Irrelevant or Robust? Evaluating Impact without Randomization
Last week I wrote about the invisible monitoring and evaluation decisions made all the time by social enterprises that determine the social impact printed in the glossy annual reports. In that post, I emphasized the importance of developing standards for evaluation design, implementation, and reporting so that managers and funders have a firm grasp on the likely impact of their work, and the likelihood that the estimated impacts are accurate. To date, much of the attention paid to study design has focused on the question of randomization, yet RCTs are simply not within reach for most social enterprises. In this post, I address the potential for rigorous non-randomized studies, focusing on the evaluation choices that dictate whether a study’s results are irrelevant or robust.
William Shadish and Co. have written a few papers on the subject of when and why quasi-experimental and observational studies succeed and fail in their efforts to produce causal estimates comparable or equivalent to the randomized gold standard.
I’d recommend the following: “Three conditions under which experiments and observational studies produce comparable causal estimates: New findings from within‐study comparisons” and “Can Nonrandomized Experiments Yield Accurate Answers?” (HT: Andrew Gelman)
While previous research (e.g., LaLonde’s terrific 1986 study) appeared to put the nail in the coffin of non-randomized studies, Shadish writes, “It is as though the studies’ main purpose was to test the adequacy of whatever nonexperimental statistical practice for selection bias adjustment seemed current in job training at the time. This is quite different from trying to test best possible quasi-experimental design and analysis practice, as we have done here.”
Shadish elaborates on the difference between the standard and best practice, and provides some basic lessons for the researcher constructing a comparison group for their non-randomized study:
- Don’t use a national dataset to create a comparison group when you’re interested in different “population, settings, and measurement.”
- Don’t let the sample sizes of your comparison conditions be small.
- Don’t use “off-the-shelf” characteristics (covariates), e.g., demographic information, that doesn’t correlate with your dependent variable, e.g., income; prospectively collect comparison data to find characteristics specific to your research question and treatment.
The first and last points are directly linked, and Shadish continues to critique current econometric practice:
The failure of “off-the-shelf ” covariates indicts much current causal practice in the social sciences, where researchers finish up doing propensity score and OLS analyses of what are poor quasi-experimental designs and impoverished sets of covariates.
But there is hope!
Shadish finds that the results are much more promising when a quasi-experiment or observational study follows best practices. For the sake of brevity, I’ll highlight Shadish’s main questions and conclusions.
(1) Do experiments and RD [regression discontinuity, i.e. non-randomized] studies produce comparable effect sizes?
Yes — “… reasonably well-executed experiments and RD studies will often produce similar causal estimates.”
(2) Are estimates similar when an experiment is compared to an observational study whose sampling design uses intact group matching to minimize any initial differences between the intervention and comparison populations on pretest means and/or slopes?

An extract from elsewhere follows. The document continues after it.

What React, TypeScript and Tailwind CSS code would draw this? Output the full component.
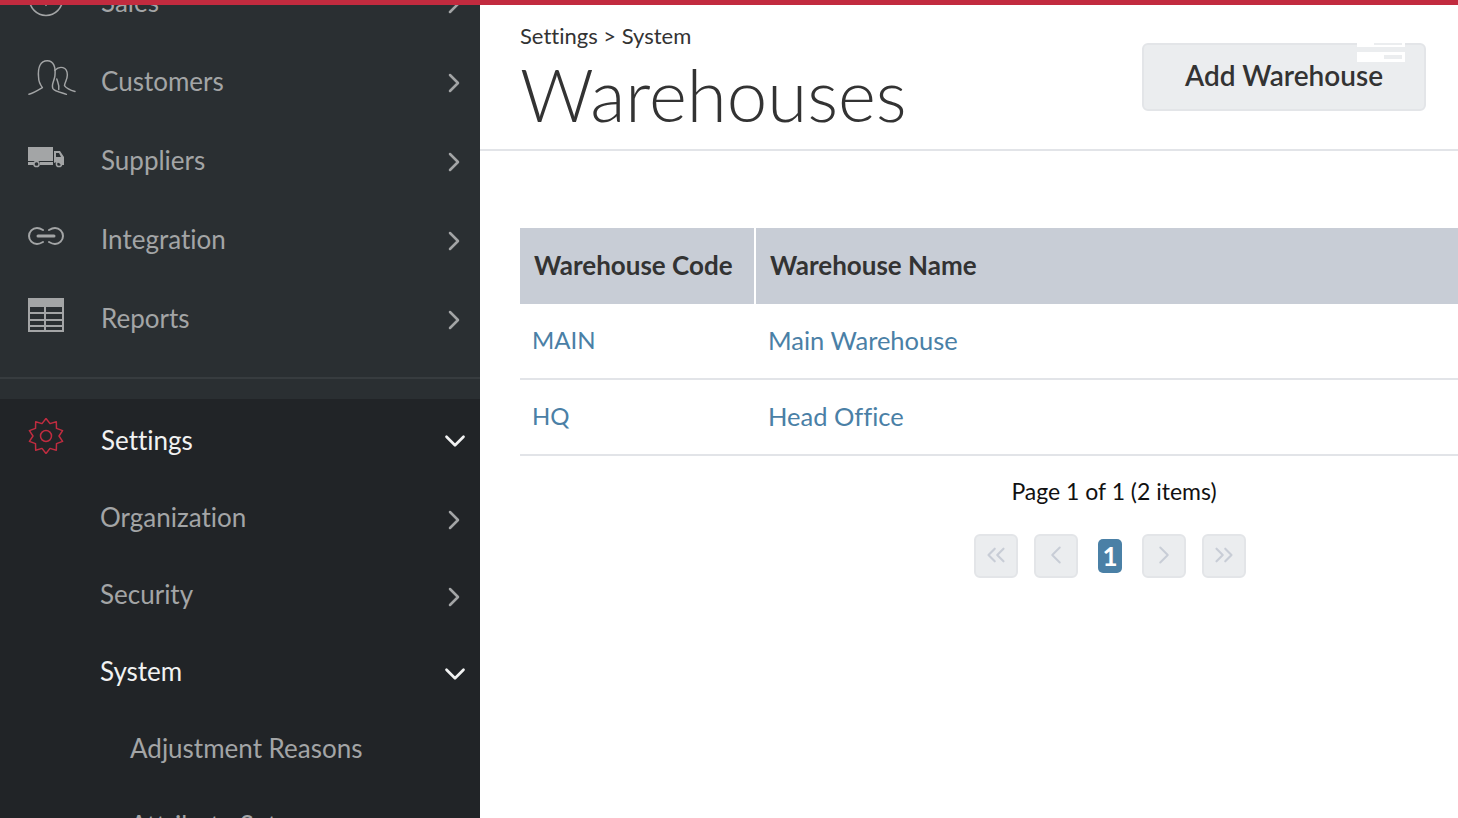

Yes — “… studies predicated on careful intact group matching on pretest measures of outcome will considerably reduce selection bias.”
(3) The dominant question in within-study comparisons assumes that the treatment and comparison populations obviously differ and asks whether statistical adjustments for this are effective.
Yes — “… understanding, validating, and measuring the selection process will substantially reduce the bias associated with populations that are demonstrably nonequivalent at pretest.”
This is but a very brief introduction to the topic, and I’ll let the more wonky dig into the articles themselves to get the details. To conclude, there are some research questions that will entirely frustrate non-randomized attempts to produce reasonable causal estimates. There are others for which a non-randomized study which meets certain basic standards of covariate selection, for example, will be quite effective, and, perhaps, more wise, given cost, ethical concerns, etc. The emphasis should be on clarifying when and where different studies make the most sense, and how we can communicate whether the study design is “best practice” (i.e., often comparable to RCT) or “standard” practice (i.e., more often that not fails to produce comparable estimates.)